There is nothing better than seeing your photographs printed. A recent trip to Yosemite and the Ansel Adams Gallery has inspired me to print my photographs with the best quality and craftsmanship that I can. When in Yosemite valley visit the gallery. Even the restaurants in the valley display the beautiful work of Michael Frye and others. The work and detail in the prints are gorgeous. With that being said this is how I develop my prints. After editing (click here for more on editing) I will print from Photoshop. I will go to lightroom select the photo I want to print in the library tab, right click on that photo and select edit in: then select edit in Photoshop. Once I have it in Photoshop I do very little to the image since it's already been through the edit ringer. What I do is add some sharpening. The easiest way to do this is with a Nik plugin called Sharpener Pro. This makes sharpening a simple process based on your needs.
Once you have your photo loaded in Photoshop and Sharpener Pro loaded, go to filter, Nik Software, Sharpener Pro: Output Sharpener. Nik will then open up your photograph in the Nik Plugin. Under output sharpening I change it from display to ink jet. It will then give you a few options you will have to fill in based on your needs and printer. Under viewing distance I usually select the 4-8 ft range on my 13x19 prints. I then select my paper type. Last but not least is the printer resolution. My Canon Printer is a 4800 x 2400 but refer to your printer manual for proper resolution. That's it! Nik also has a selective sharpening option if you want to apply sharpening to some areas and not others. This is helpful if you want to sharpen the foreground but don't need sharpening for things like water and clouds. When that is completed press OK.

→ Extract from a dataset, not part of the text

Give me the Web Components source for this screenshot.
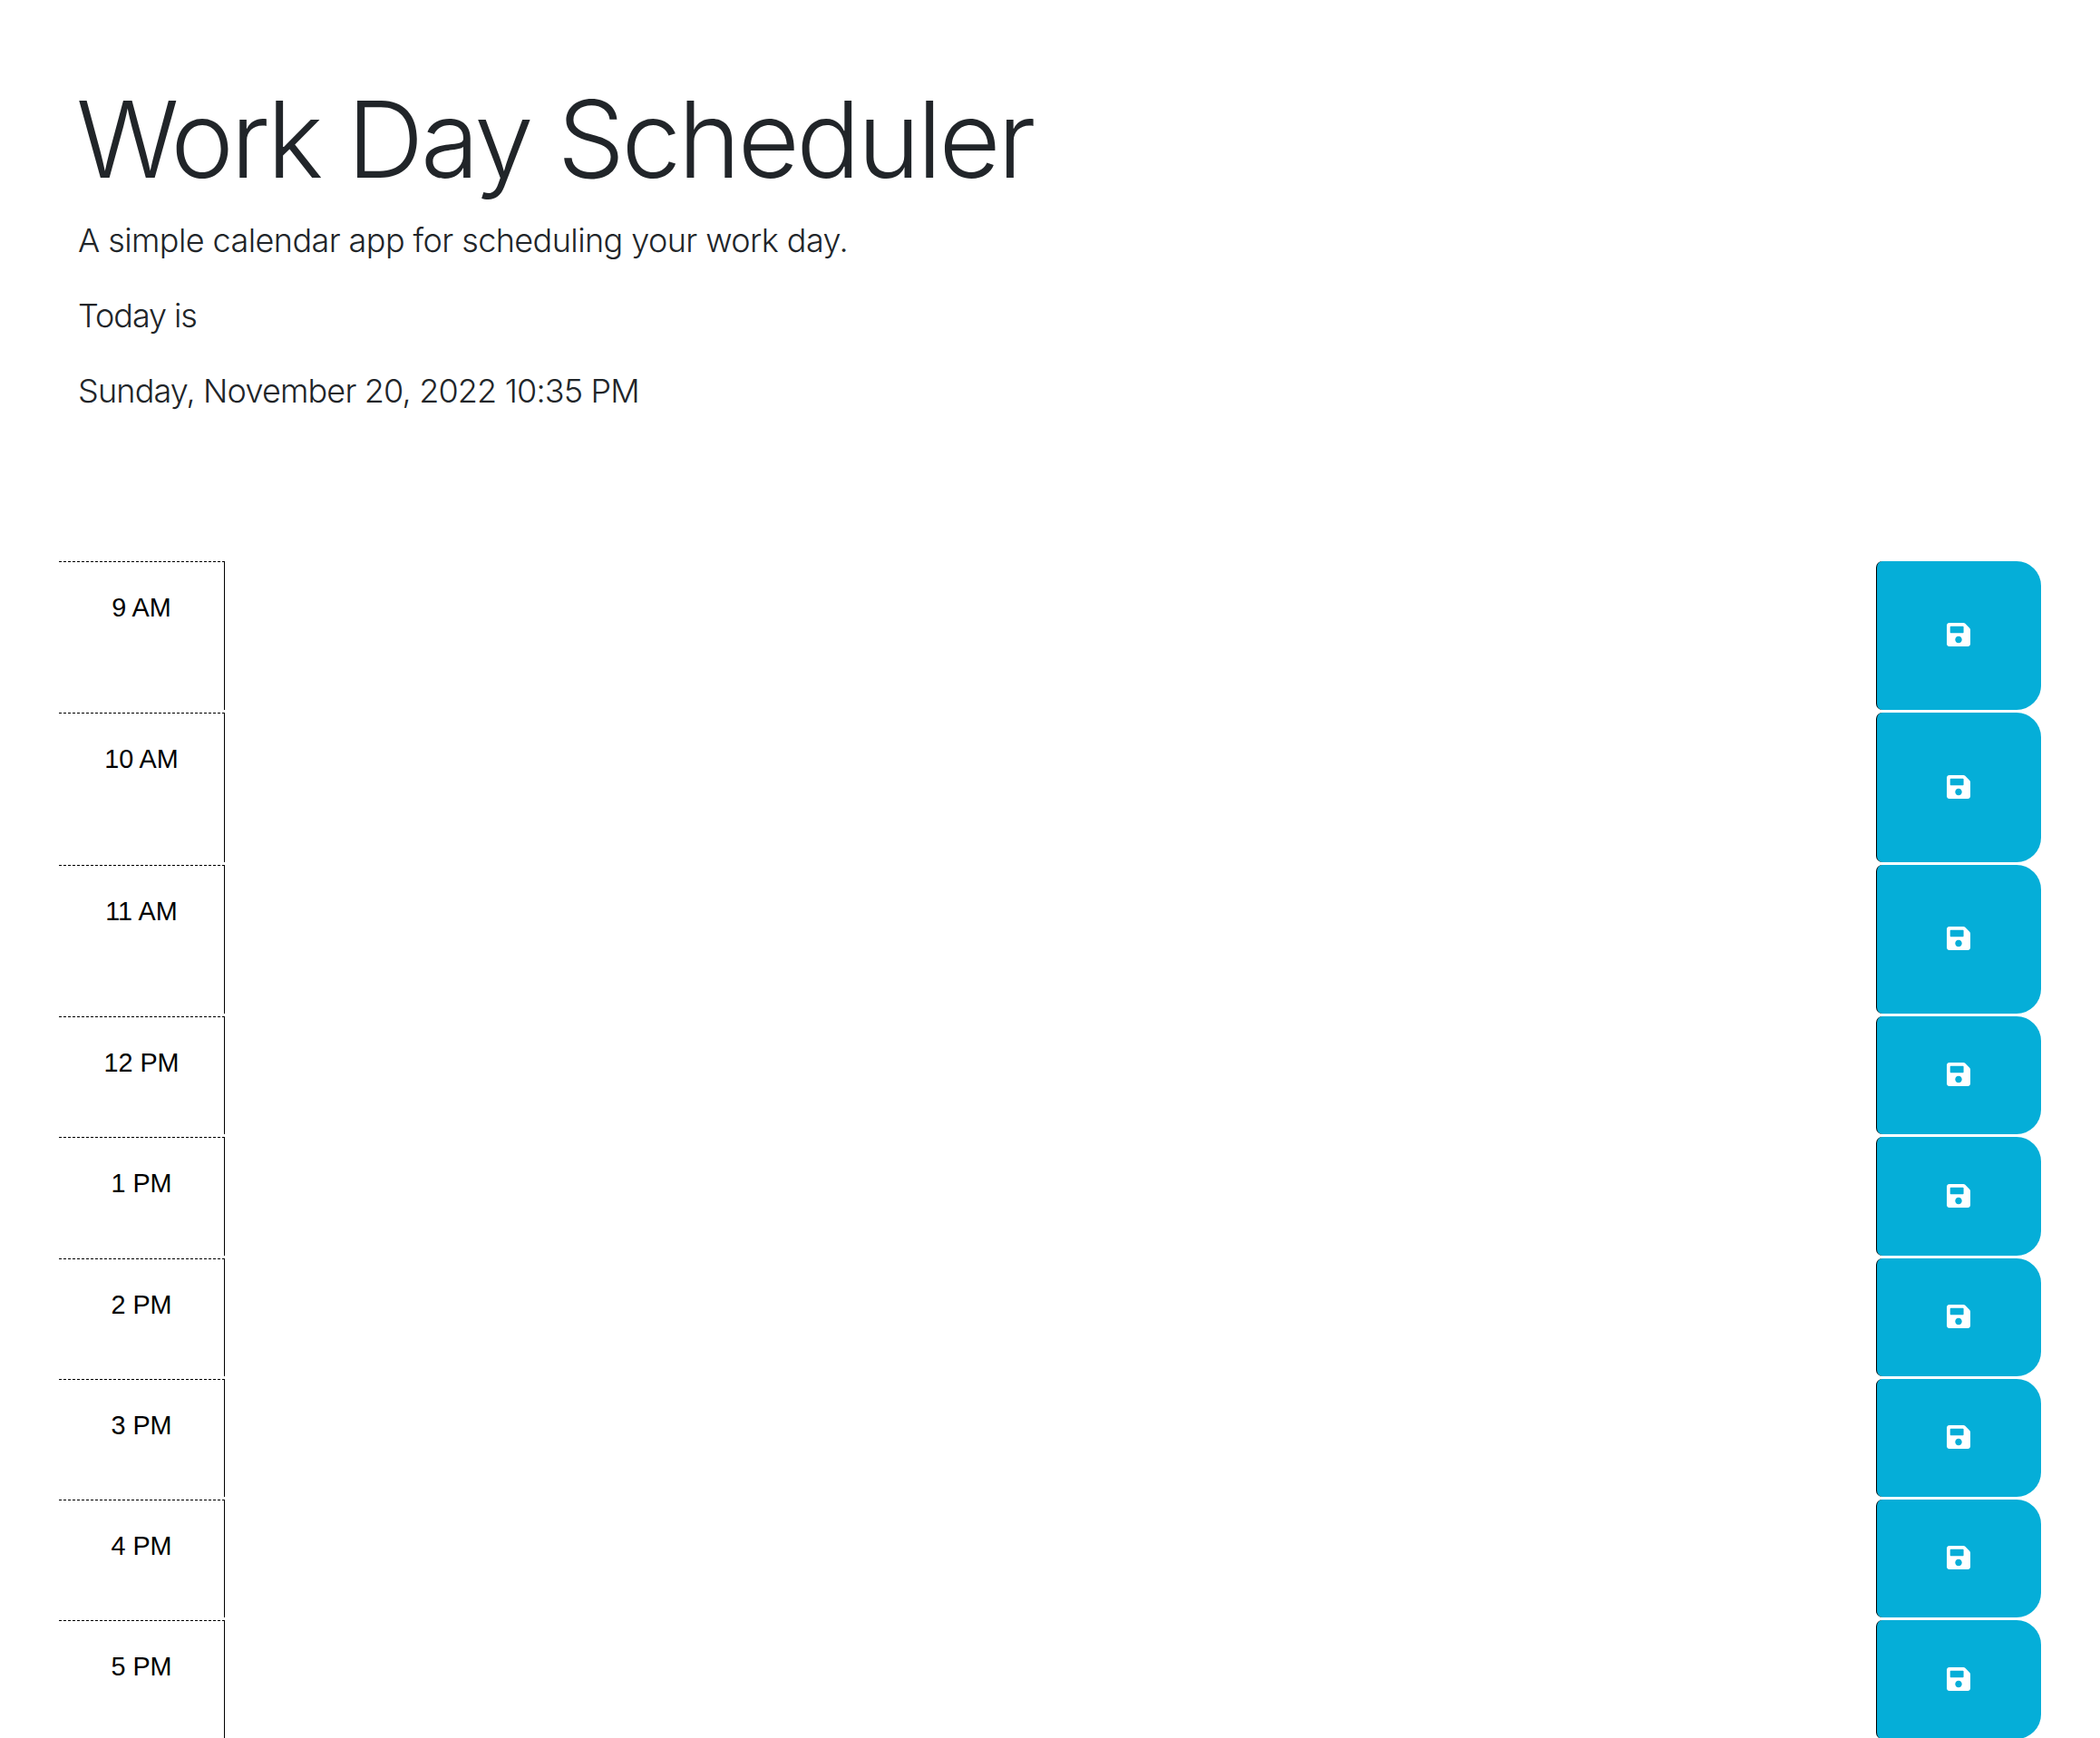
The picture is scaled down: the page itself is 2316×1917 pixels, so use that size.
<!DOCTYPE html>
<html>
<head>
<meta charset="utf-8">
<title>Work Day Scheduler</title>
<style>
  html, body { margin: 0; background: #fff; overflow: hidden; height: 1917px; }
  body { font-family: "Liberation Sans", Arial, sans-serif; }
</style>
</head>
<body>
<sched-app>
  <sched-header slot="header" title="Work Day Scheduler" lead="A simple calendar app for scheduling your work day.">
    <p style="letter-spacing: -1.07px">Today is</p>
    <p style="letter-spacing: -0.83px">Sunday, November 20, 2022 10:35 PM</p>
  </sched-header>
  <time-block hour="9 AM" tall></time-block>
  <time-block hour="10 AM" tall></time-block>
  <time-block hour="11 AM" tall></time-block>
  <time-block hour="12 PM"></time-block>
  <time-block hour="1 PM"></time-block>
  <time-block hour="2 PM"></time-block>
  <time-block hour="3 PM"></time-block>
  <time-block hour="4 PM"></time-block>
  <time-block hour="5 PM"></time-block>
</sched-app>
<script>
"use strict";
customElements.define("sched-app", class extends HTMLElement {
  constructor() {
    super();
    let shadowRoot = this.attachShadow({mode: 'open'});
    shadowRoot.innerHTML = `
      <style>
        :host { display: block; }
        .rows { display: flex; flex-direction: column; padding: 0 65px; }
      </style>
      <slot name="header"></slot>
      <div class="rows"><slot></slot></div>
    `;
  }
});

customElements.define("sched-header", class extends HTMLElement {
  constructor() {
    super();
    let shadowRoot = this.attachShadow({mode: 'open'});
    shadowRoot.innerHTML = `
      <style>
        :host {
          display: block;
          box-sizing: border-box;
          height: 619px;
          padding: 83px 86px 0;
          color: #212529;
          font-family: "Inter", "Liberation Sans", sans-serif;
          font-weight: 300;
        }
        h1 { margin: 0 0 14.4px -2px; font-size: 117.5px; font-weight: 300; line-height: 1.2; letter-spacing: -3.4px; }
        p, ::slotted(p) { margin: 0 0 28.8px; font-size: 36px; line-height: 54px; }
        .lead { letter-spacing: -0.58px; }
      </style>
      <h1></h1>
      <p class="lead"></p>
      <slot></slot>
    `;
    shadowRoot.querySelector("h1").textContent = this.getAttribute("title");
    shadowRoot.querySelector(".lead").textContent = this.getAttribute("lead");
  }
});

customElements.define("time-block", class extends HTMLElement {
  constructor() {
    super();
    let shadowRoot = this.attachShadow({mode: 'open'});
    shadowRoot.innerHTML = `
      <style>
        :host {
          display: flex;
          box-sizing: border-box;
          height: 133.25px;
          padding-bottom: 3px;
        }
        :host([tall]) { height: 167.4px; }
        .hour {
          box-sizing: border-box;
          flex: 0 0 183px;
          border-top: 1px dashed #000;
          border-right: 1px solid #000;
          padding-top: 29px;
          text-align: center;
          color: #000;
          font-size: 28.8px;
          line-height: 43px;
        }
        textarea {
          flex: 1;
          border: 0;
          padding: 0;
          outline: 0;
          resize: none;
          background: transparent;
        }
        button {
          box-sizing: border-box;
          flex: 0 0 182px;
          display: flex;
          align-items: center;
          justify-content: center;
          padding: 0 1px 2px 0;
          border: 0;
          border-left: 1px solid #000;
          border-radius: 7px 27px 27px 7px;
          background: #05aed8;
          color: #fff;
        }
        svg { width: 26px; height: 30px; fill: currentColor; display: block; }
      </style>
      <div class="hour"></div>
      <textarea></textarea>
      <button type="button" aria-label="Save">
        <svg viewBox="0 0 448 512"><path d="M433.941 129.941l-83.882-83.882A48 48 0 0 0 316.118 32H48C21.49 32 0 53.49 0 80v352c0 26.51 21.49 48 48 48h352c26.51 0 48-21.49 48-48V163.882a48 48 0 0 0-14.059-33.941zM224 416c-35.346 0-64-28.654-64-64 0-35.346 28.654-64 64-64s64 28.654 64 64c0 35.346-28.654 64-64 64zm96-304.52V212c0 6.627-5.373 12-12 12H76c-6.627 0-12-5.373-12-12V108c0-6.627 5.373-12 12-12h228.52c3.183 0 6.235 1.264 8.485 3.515l3.48 3.48A11.996 11.996 0 0 1 320 111.48z"/></svg>
      </button>
    `;
    shadowRoot.querySelector(".hour").textContent = this.getAttribute("hour");
  }
});
</script>
</body>
</html>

Once Nik applied the sharpening you should set up your printer to get the best possible prints. In Photoshop click file, then print. I then click Print Settings... This opens up the setting for my Canon printer. The menu for other brand printers may vary but the same concept remains. The main thing we want to do is have Photoshop manage the colors not the printer. So after you select your media type, paper size, and print quality, we want to click the box for "color/intensity manual adjustment".
Next click the main tab near the top. Double check media type, paper source, print quality and make sure color/intensity is on manual. Next click the set button. This will bring up the color adjustment tab, click on the matching tab next to that and click "none" under color correction. Press ok, press ok again and now you are ready to print. Double check the settings in the Photoshop print menu. Select color management; and document. Under color handling select "Photoshop Manages Colors". Pick your printer profile based on the paper you are using. Most manufactures have the paper profiles available for download on the manufactures website. I use Canon Paper and a Canon printer so paper profiles came preloaded. Now under "rendering intent" I either use "Relative Colorimetric" or "Preceptual". I normally do a couple 4x6 test prints to see which one comes out best, but sometimes you can see the effects in the Photoshop print setup page. I click the black point compensation box and now I am ready to print my photograph.
All in all the process takes just a few minutes. I am using Lightroom 3 and Photoshop CS5. Process may vary based on different versions of software. I am using a Canon 9000 mark II printer, Epson and other printer procedures will vary so consult your manual when trying to set up your printer. The main thing we need to remember is to sharpen your photographs based on our needs and allow Photoshop to manage colors. When you have a calibrated monitor your print will look like what you see on your computer. This will save you time and money when trying to match your monitor with your prints.
After the printer prints, I let the print sit on the printer for a couple hours before I even touch it. This allows the print to dry. I then take the print and place it in a shaded area at my office and let it completely dry for a couple days before I frame it or ship it. I ship using a hard density tube with the print placed in an archival plastic bag. I also place a pair of white cotton gloves in the tube so when the buyer receives the print they will be able to safely handle it. A good idea for your customers is to have it shipped right to the framer. This way the customer won't have to handle it at all!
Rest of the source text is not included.